The continual efforts of British American Tobacco (BAT, the world’s second largest publicly traded tobacco company, which has won numerous awards for its social and environmental programmes) to re-establish access with the UK Department of Health, following the Government’s decision to restrict contact with major tobacco companies, were documented by the researchers.

Searching BAT records that were made publicly available as a result of litigation in the U.S. (for the period, 1998-2000) were involved in a detailed case investigation. The researchers demonstrate how the business used its corporate social responsibility programme in its dialogue with policymakers to influence the priorities of public and elected officials in the UK, encourage them to take notice of proposals that best suited the company (for example, to make regulation voluntary), and to go over the Government’s worries about whether the industry could be trusted to work in partnership.

In order to reveal how BAT was able to connect its preferred policies to political and societal values, such as harm reduction, child health, and cooperation between business and government, the authors documented examples of correspondence from Martin Broughton (BAT’s chair between 1998 and 2004) and notes from meeting with politicians, including former UK Prime Minister Tony Blair.

They argue that their discoveries underline the need for broad implementation of Article 5.3 of the World Health Organization’s Framework Convention on Tobacco Control (an international treaty that aims to reduce the harm linked with tobacco use) which aims to protect public-health policies on tobacco control from tobacco industry influence. Measures to ensure transparency in all interactions between all parts of the government and the tobacco industry, and to raise awareness across government of what tobacco businesses hope to achieve through corporate social responsibility will be required for successful implementation.

The researchers explain:

“our case study underlines the value of understanding BAT’s [corporate social responsibility programme] as an innovative form of corporate political activity. This approach to conceptualizing [corporate social responsibility] has potentially important implications for public health given the widely documented impact of tobacco companies’ political activity in delaying and blocking health related policies.

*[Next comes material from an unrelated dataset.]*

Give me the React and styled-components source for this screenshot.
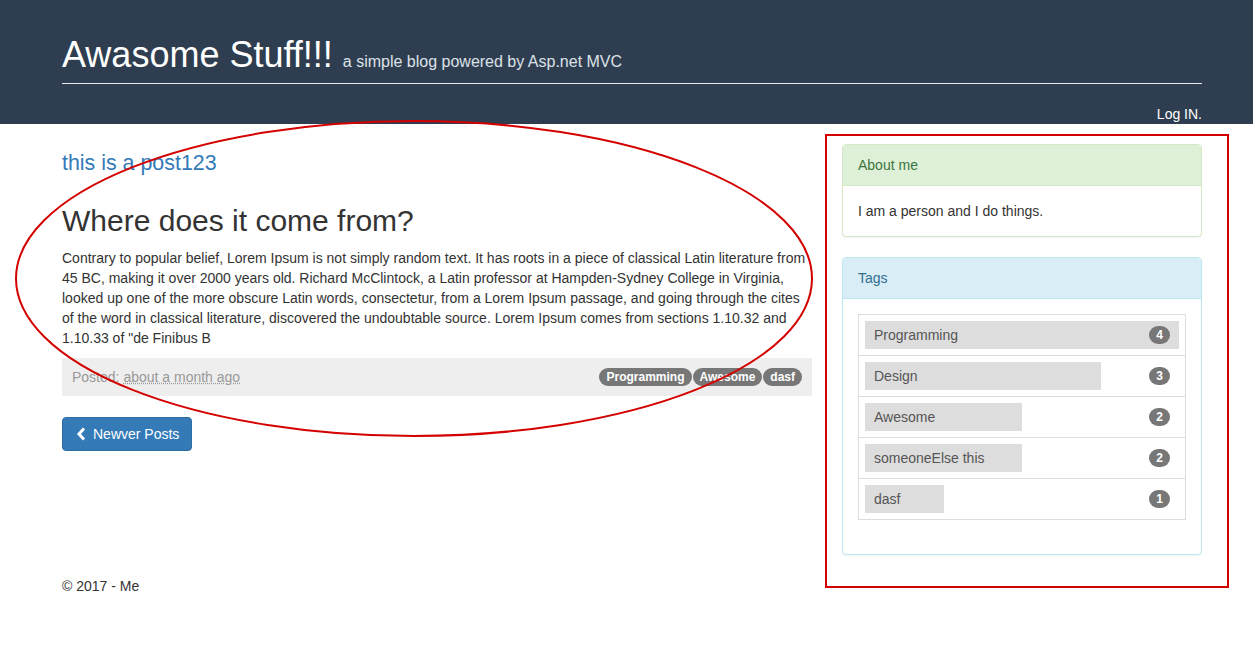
import React from 'react';
import styled, { createGlobalStyle } from 'styled-components';

const tags = [
  { name: 'Programming', count: 4 },
  { name: 'Design', count: 3 },
  { name: 'Awesome', count: 2 },
  { name: 'someoneElse this', count: 2 },
  { name: 'dasf', count: 1 },
];

const maxCount = 4;

const postText =
  'Contrary to popular belief, Lorem Ipsum is not simply random text. It has roots in a piece of classical Latin literature from 45 BC, making it over 2000 years old. Richard McClintock, a Latin professor at Hampden-Sydney College in Virginia, looked up one of the more obscure Latin words, consectetur, from a Lorem Ipsum passage, and going through the cites of the word in classical literature, discovered the undoubtable source. Lorem Ipsum comes from sections 1.10.32 and 1.10.33 of "de Finibus B';

const App = () => {
  return (
    <Page>
      <GlobalStyle />
      <Header>
        <HeaderInner>
          <SiteTitle>
            Awasome Stuff!!! <SiteTagline>a simple blog powered by Asp.net MVC</SiteTagline>
          </SiteTitle>
          <HeaderRule />
          <NavRow>
            <NavLink href='#'>Log IN.</NavLink>
          </NavRow>
        </HeaderInner>
      </Header>

      <Container>
        <Row>
          <MainColumn>
            <PostLink href='#'>this is a post123</PostLink>
            <PostHeading>Where does it come from?</PostHeading>
            <PostBody>{postText}</PostBody>
            <PostMeta>
              <Posted>
                Posted: <TimeAgo title='2017'>about a month ago</TimeAgo>
              </Posted>
              <LabelList>
                <Label>Programming</Label>
                <Label>Awesome</Label>
                <Label>dasf</Label>
              </LabelList>
            </PostMeta>
            <PagerButton>
              <svg width='11' height='14' viewBox='0 0 11 14'>
                <polyline points='8,1.5 3,7 8,12.5' fill='none' stroke='#fff' strokeWidth='3' strokeLinejoin='miter' />
              </svg>
              Newver Posts
            </PagerButton>
          </MainColumn>

          <Sidebar>
            <Panel $variant='success'>
              <PanelHeading $variant='success'>About me</PanelHeading>
              <PanelBody>I am a person and I do things.</PanelBody>
            </Panel>
            <Panel $variant='info'>
              <PanelHeading $variant='info'>Tags</PanelHeading>
              <PanelBody>
                <TagList>
                  {tags.map((tag) => (
                    <TagItem key={tag.name}>
                      <TagBar style={{ width: `${(tag.count / maxCount) * 100}%` }}>{tag.name}</TagBar>
                      <Badge>{tag.count}</Badge>
                    </TagItem>
                  ))}
                </TagList>
              </PanelBody>
            </Panel>
          </Sidebar>
        </Row>
        <Footer>© 2017 - Me</Footer>
      </Container>

      <Annotations width='1253' height='658' viewBox='0 0 1253 658'>
        <ellipse cx='414' cy='278.5' rx='398' ry='157.5' fill='none' stroke='#d40000' strokeWidth='2' />
        <rect x='826' y='135' width='402' height='452' fill='none' stroke='#d40000' strokeWidth='2' />
      </Annotations>
    </Page>
  );
};

export default App;

const GlobalStyle = createGlobalStyle`
  html, body {
    margin: 0;
    padding: 0;
    background: #fff;
  }
  body {
    font-family: "Liberation Sans", Arial, sans-serif;
    font-size: 14px;
    line-height: 20px;
    color: #333;
  }
  * {
    box-sizing: border-box;
  }
`;

const Page = styled.div`
  position: relative;
  width: 1253px;
  min-height: 658px;
  overflow: hidden;
`;

const Header = styled.header`
  background-color: #2e3e50;
`;

const HeaderInner = styled.div`
  padding: 35px 51px 0 62px;
`;

const SiteTitle = styled.h1`
  margin: 0;
  height: 40px;
  font-size: 36px;
  line-height: 40px;
  font-weight: 400;
  color: #fff;
`;

const SiteTagline = styled.span`
  font-size: 16px;
  line-height: 1;
  color: #dde2e8;
`;

const HeaderRule = styled.hr`
  margin: 8px 0 0 0;
  border: 0;
  border-top: 1px solid #e6e9ec;
`;

const NavRow = styled.nav`
  display: flex;
  justify-content: flex-end;
  margin-top: 20px;
`;

const NavLink = styled.a`
  color: #fff;
  text-decoration: none;
  font-size: 14px;
  line-height: 20px;
`;

const Container = styled.div`
  padding: 0 51px 0 62px;
`;

const Row = styled.div`
  display: flex;
  gap: 30px;
  align-items: flex-start;
`;

const MainColumn = styled.main`
  width: 750px;
  display: flex;
  flex-direction: column;
  align-items: flex-start;
`;

const PostLink = styled.a`
  display: block;
  margin-top: 28px;
  font-size: 21.4px;
  line-height: 23px;
  color: #337ab7;
  text-decoration: none;
`;

const PostHeading = styled.h2`
  margin: 29px 0 11px 0;
  font-size: 30px;
  line-height: 33px;
  font-weight: 400;
  color: #333;
`;

const PostBody = styled.p`
  margin: 0 0 10px 0;
`;

const PostMeta = styled.div`
  align-self: stretch;
  display: flex;
  justify-content: space-between;
  align-items: center;
  padding: 9px 10px;
  background: #eee;
`;

const Posted = styled.span`
  color: #999;
`;

const TimeAgo = styled.abbr`
  text-decoration: underline dotted;
  cursor: help;
`;

const LabelList = styled.div`
  display: flex;
  gap: 1px;
`;

const Label = styled.span`
  display: inline-block;
  padding: 3px 7px;
  font-size: 12px;
  font-weight: 700;
  line-height: 12px;
  color: #fff;
  background: #777;
  border-radius: 10px;
`;

const PagerButton = styled.button`
  display: inline-flex;
  align-items: center;
  gap: 6px;
  margin-top: 21px;
  padding: 6px 12px 6px 13px;
  height: 34px;
  font-family: inherit;
  font-size: 14px;
  line-height: 20px;
  color: #fff;
  background: #337ab7;
  border: 1px solid #2e6da4;
  border-radius: 4px;
`;

const Sidebar = styled.aside`
  width: 360px;
  padding-top: 20px;
`;

const panelColors = {
  success: { border: '#d6e9c6', bg: '#dff0d8', text: '#3c763d' },
  info: { border: '#bce8f1', bg: '#d9edf7', text: '#31708f' },
};

const Panel = styled.section`
  margin-bottom: 20px;
  background: #fff;
  border: 1px solid ${(p) => panelColors[p.$variant].border};
  border-radius: 4px;
  box-shadow: 0 1px 1px rgba(0, 0, 0, 0.05);
`;

const PanelHeading = styled.div`
  padding: 10px 15px;
  color: ${(p) => panelColors[p.$variant].text};
  background: ${(p) => panelColors[p.$variant].bg};
  border-bottom: 1px solid ${(p) => panelColors[p.$variant].border};
  border-radius: 3px 3px 0 0;
`;

const PanelBody = styled.div`
  padding: 15px;
`;

const TagList = styled.ul`
  margin: 0 0 20px 0;
  padding: 0;
  list-style: none;
`;

const TagItem = styled.li`
  position: relative;
  padding: 6px;
  margin-bottom: -1px;
  border: 1px solid #ddd;
`;

const TagBar = styled.div`
  height: 28px;
  padding: 0 9px;
  line-height: 28px;
  color: #555;
  background: #ddd;
  white-space: nowrap;
`;

const Badge = styled.span`
  position: absolute;
  right: 15px;
  top: 11px;
  min-width: 21px;
  padding: 3px 7px;
  font-size: 12px;
  font-weight: 700;
  line-height: 12px;
  color: #fff;
  text-align: center;
  background: #777;
  border-radius: 10px;
`;

const Footer = styled.footer`
  margin-top: 1px;
`;

const Annotations = styled.svg`
  position: absolute;
  top: 0;
  left: 0;
  pointer-events: none;
`;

More generally, it is likely to be relevant to understanding the impact of [corporate social responsibility] in other industrial sectors, such as alcohol and food, where corporate social responsibility also seems to have been used to shape government policy.

We suggest that our findings – and the absence of strong evidence suggesting that co-regulation is capable of aligning the business models of big food and drinks companies with the demands of public health – suggest that the role of corporate social responsibility in the [UK Government’s Public Health Responsibility] Deal needs to be subjected to closer scrutiny.”